--- begin GIVEN DATA ---
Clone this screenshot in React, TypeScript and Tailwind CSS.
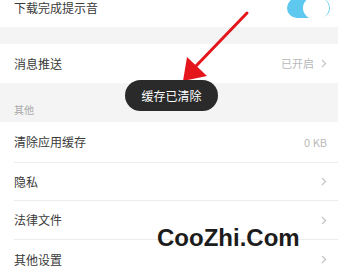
const font = "font-['Noto_Sans_CJK_SC',sans-serif]";

const Chevron = () => (
  <svg width="6" height="9" viewBox="0 0 6 9" className="ml-[7px]">
    <path d="M1 1l3.5 3.5L1 8" fill="none" stroke="#c4c4c4" strokeWidth="1.2" />
  </svg>
);

const Row = ({
  label,
  right,
  chevron,
  divider,
  h = "h-[39px]",
}: {
  label: string;
  right?: string;
  chevron?: boolean;
  divider?: boolean;
  h?: string;
}) => (
  <div className={`bg-white pl-[14px] ${h}`}>
    <div
      className={`flex h-full items-center pr-[11px] ${divider ? "border-b border-[#ededed]" : ""}`}
    >
      <span className="flex-1 text-[12px] text-[#3a3a3a]">{label}</span>
      {right && <span className="text-[11px] text-[#b9b9b9]">{right}</span>}
      {chevron && <Chevron />}
    </div>
  </div>
);

export default function App() {
  return (
    <div className={`relative h-[269px] w-[338px] overflow-hidden bg-white ${font}`}>
      <div className="-mt-[11px]">
        <div className="flex h-[38px] items-center bg-white pl-[14px] pr-[8px]">
          <span className="flex-1 text-[12px] text-[#3a3a3a]">下载完成提示音</span>
          <div className="flex h-[20px] w-[43px] items-center justify-end rounded-full bg-[#5ec8ef] pr-[1px]">
            <div className="h-[22px] w-[26px] rounded-full bg-white" />
          </div>
        </div>
        <div className="h-[17px] bg-[#f4f4f4]" />
        <Row label="消息推送" right="已开启" chevron />
        <div className="flex h-[39px] items-end bg-[#f4f4f4] pb-[5px] pl-[14px] text-[10px] text-[#a8a8a8]">
          其他
        </div>
        <Row label="清除应用缓存" right="0 KB" divider h="h-[41px]" />
        <Row label="隐私" chevron divider h="h-[38px]" />
        <Row label="法律文件" chevron divider />
        <Row label="其他设置" chevron />
      </div>

      <svg className="absolute left-0 top-0" width="338" height="269">
        <line x1="247" y1="13" x2="196" y2="66" stroke="#e4161c" strokeWidth="3" strokeLinecap="round" />
        <polygon points="183,81 187,57 207,76" fill="#e4161c" />
      </svg>

      <div className="absolute left-[125px] top-[80px] flex h-[31px] w-[93px] items-center justify-center rounded-full bg-[#2a2a2a] text-[12px] text-white">
        缓存已清除
      </div>

      <div className="absolute left-[157px] top-[224px] font-['Liberation_Sans',sans-serif] text-[24px] font-bold leading-[28px] text-[#1c1c1c]">
        CooZhi.Com
      </div>
    </div>
  );
}
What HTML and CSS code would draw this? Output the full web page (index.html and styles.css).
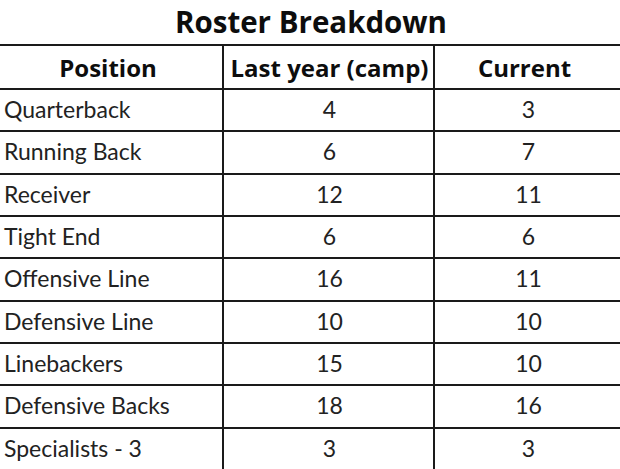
FILE: index.html
```html
<!DOCTYPE html>
<html lang="en">
<head>
<meta charset="utf-8">
<title>Roster Breakdown</title>
<link rel="stylesheet" href="styles.css">
</head>
<body>
<div class="sheet">
  <h1 class="title">Roster Breakdown</h1>
  <div class="grid">
    <div class="cell head c1">Position</div>
    <div class="cell head c2">Last year (camp)</div>
    <div class="cell head c3">Current</div>

    <div class="cell c1">Quarterback</div><div class="cell num c2">4</div><div class="cell num c3">3</div>
    <div class="cell c1">Running Back</div><div class="cell num c2">6</div><div class="cell num c3">7</div>
    <div class="cell c1">Receiver</div><div class="cell num c2">12</div><div class="cell num c3">11</div>
    <div class="cell c1">Tight End</div><div class="cell num c2">6</div><div class="cell num c3">6</div>
    <div class="cell c1">Offensive Line</div><div class="cell num c2">16</div><div class="cell num c3">11</div>
    <div class="cell c1">Defensive Line</div><div class="cell num c2">10</div><div class="cell num c3">10</div>
    <div class="cell c1">Linebackers</div><div class="cell num c2">15</div><div class="cell num c3">10</div>
    <div class="cell c1">Defensive Backs</div><div class="cell num c2">18</div><div class="cell num c3">16</div>
    <div class="cell c1">Specialists - 3</div><div class="cell num c2">3</div><div class="cell num c3">3</div>
  </div>
</div>
</body>
</html>
```
FILE: styles.css
```css
html, body {
  margin: 0;
  padding: 0;
  background: #ffffff;
  overflow: hidden;
}
.sheet {
  width: 622px;
  font-family: "Lato", "Liberation Sans", sans-serif;
  color: #222222;
}
.title {
  margin: 0;
  height: 44px;
  box-sizing: border-box;
  padding-top: 4px;
  text-align: center;
  font-family: "Open Sans", "Lato", sans-serif;
  font-size: 29.5px;
  line-height: 36px;
  font-weight: 700;
  color: #0d0d0d;
}
.grid {
  display: grid;
  grid-template-columns: 224px 211px 187px;
  grid-template-rows: 44px;
  grid-auto-rows: 42.33px;
  border-top: 2px solid #1a1a1a;
}
.cell {
  box-sizing: border-box;
  border-bottom: 2px solid #1a1a1a;
  display: flex;
  align-items: center;
  font-size: 23px;
  padding-bottom: 2px;
  white-space: nowrap;
}
.c1, .c2 {
  border-right: 2px solid #1a1a1a;
}
.c1 {
  padding-left: 4px;
}
.head {
  justify-content: center;
  font-family: "Open Sans", "Lato", sans-serif;
  font-size: 24px;
  font-weight: 700;
  color: #0d0d0d;
  padding-bottom: 0;
}
.head.c1 {
  padding-left: 0;
  padding-right: 6px;
}
.head.c2 {
  padding-left: 2px;
}
.head.c3 {
  padding-right: 8px;
}
.num {
  justify-content: center;
}
.c2.num {
  padding-left: 2px;
}
```
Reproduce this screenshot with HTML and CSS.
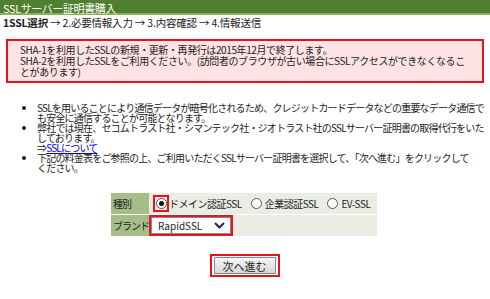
FILE: index.html
```html
<!DOCTYPE html>
<html lang="ja">
<head>
  <meta charset="UTF-8">
  <title>SSLサーバー証明書購入</title>
  <link rel="stylesheet" href="styles.css">
</head>
<body>
  <div class="titulo">SSLサーバー証明書購入</div>
  <div class="passos"><b>1SSL選択</b> → 2.必要情報入力 → 3.内容確認 → 4.情報送信</div>

  <div class="aviso">
    SHA-1を利用したSSLの新規・更新・再発行は2015年12月で終了します。<br>
    SHA-2を利用したSSLをご利用ください。(訪問者のブラウザが古い場合にSSLアクセスができなくなることがあります)
  </div>

  <ul class="lista">
    <li>SSLを用いることにより通信データが暗号化されるため、クレジットカードデータなどの重要なデータ通信でも安全に通信することが可能となります。</li>
    <li>弊社では現在、セコムトラスト社・シマンテック社・ジオトラスト社のSSLサーバー証明書の取得代行をいたしております。<br>⇒<a href="#">SSLについて</a></li>
    <li>下記の料金表をご参照の上、ご利用いただくSSLサーバー証明書を選択して、「次へ進む」をクリックして<br>ください。</li>
  </ul>

  <table class="form">
    <tr>
      <th>種別</th>
      <td>
        <div class="opcoes">
          <label class="opcao"><span class="marca"><span class="radio on"></span></span>ドメイン認証SSL</label>
          <label class="opcao"><span class="radio"></span>企業認証SSL</label>
          <label class="opcao"><span class="radio"></span>EV-SSL</label>
        </div>
      </td>
    </tr>
    <tr>
      <th>ブランド</th>
      <td>
        <div class="select">RapidSSL
          <svg width="11" height="7" viewBox="0 0 11 7"><path d="M1 1 L5.5 5.5 L10 1" fill="none" stroke="#1a2a5a" stroke-width="2"/></svg>
        </div>
      </td>
    </tr>
  </table>

  <div class="acoes">
    <div class="botao-borda"><button class="botao">次へ進む</button></div>
  </div>
</body>
</html>
```

FILE: styles.css
```css
body {
  margin: 0;
  background: #fff;
  font-family: "Noto Sans CJK JP", "DejaVu Sans", sans-serif;
  font-size: 10px;
  letter-spacing: -0.2px;
  color: #222;
  width: 490px;
}

.titulo {
  background: #4f802d;
  border-bottom: 2px solid #8db060;
  color: #fff;
  font-size: 11px;
  letter-spacing: -0.4px;
  line-height: 10px;
  padding: 3px 3px 0;
}

.passos {
  font-size: 10.5px;
  padding: 2px 3px 0;
  line-height: 12px;
}

.passos b {
  font-weight: bold;
}

.aviso {
  margin: 10px 6px 0 6px;
  border: 2px solid #e8141b;
  background: #fde3e4;
  padding: 3px 8px 4px 12px;
  line-height: 11px;
  letter-spacing: -0.4px;
}

.lista {
  margin: 20px 0 0 0;
  padding: 0 3px 0 37px;
  line-height: 10px;
  letter-spacing: -0.8px;
}

.lista li {
  margin: 0;
}

.lista a {
  color: #0000ee;
}

.form {
  margin: 19px 0 0 111px;
  border-collapse: separate;
  border-spacing: 0 1px;
  letter-spacing: -0.5px;
}

.form th {
  background: #a5bd89;
  font-weight: normal;
  text-align: left;
  padding: 0 0 0 2px;
  width: 36px;
  height: 21px;
  white-space: nowrap;
  letter-spacing: -1px;
}

.form td {
  background: #e9ede4;
  padding: 0 3px 0 0;
  width: 225px;
  height: 21px;
  white-space: nowrap;
}

.opcoes {
  display: flex;
  align-items: center;
  gap: 9px;
  padding-left: 4px;
}

.opcao {
  display: inline-flex;
  align-items: center;
}

.marca {
  display: inline-flex;
  align-items: center;
  justify-content: center;
  border: 2px solid #e8141b;
  width: 12px;
  height: 13px;
}

.radio {
  display: inline-block;
  width: 11px;
  height: 11px;
  border: 1px solid #555;
  border-radius: 50%;
  background: #fff;
  box-sizing: border-box;
  margin-right: 3px;
  position: relative;
}

.marca .radio {
  margin-right: 0;
}

.radio.on::after {
  content: "";
  position: absolute;
  left: 2px;
  top: 2px;
  width: 5px;
  height: 5px;
  border-radius: 50%;
  background: #111;
}

.select {
  display: flex;
  align-items: center;
  justify-content: space-between;
  box-sizing: border-box;
  width: 84px;
  height: 21px;
  padding: 0 6px 0 7px;
  border: 2px solid #e8141b;
  box-shadow: inset 0 0 0 1px #8a8a8a;
  background: #fff;
  letter-spacing: 0;
}

.acoes {
  display: flex;
  justify-content: center;
  margin-top: 17px;
  padding-right: 1px;
}

.botao-borda {
  border: 2px solid #e8141b;
  padding: 1px 2px;
  display: flex;
}

.botao {
  font-family: inherit;
  font-size: 11px;
  width: 62px;
  height: 17px;
  padding: 0;
  line-height: 14px;
  border: 1px solid #8a8a8a;
  background: linear-gradient(#f6f6f6, #d6d6d6);
  color: #222;
}
```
--- end GIVEN DATA ---
WORK INSTRUCTIONS: Show all lines above holding "screenshot".

OUTPUT BELOW:
Clone this screenshot in React, TypeScript and Tailwind CSS.
Reproduce this screenshot with HTML and CSS.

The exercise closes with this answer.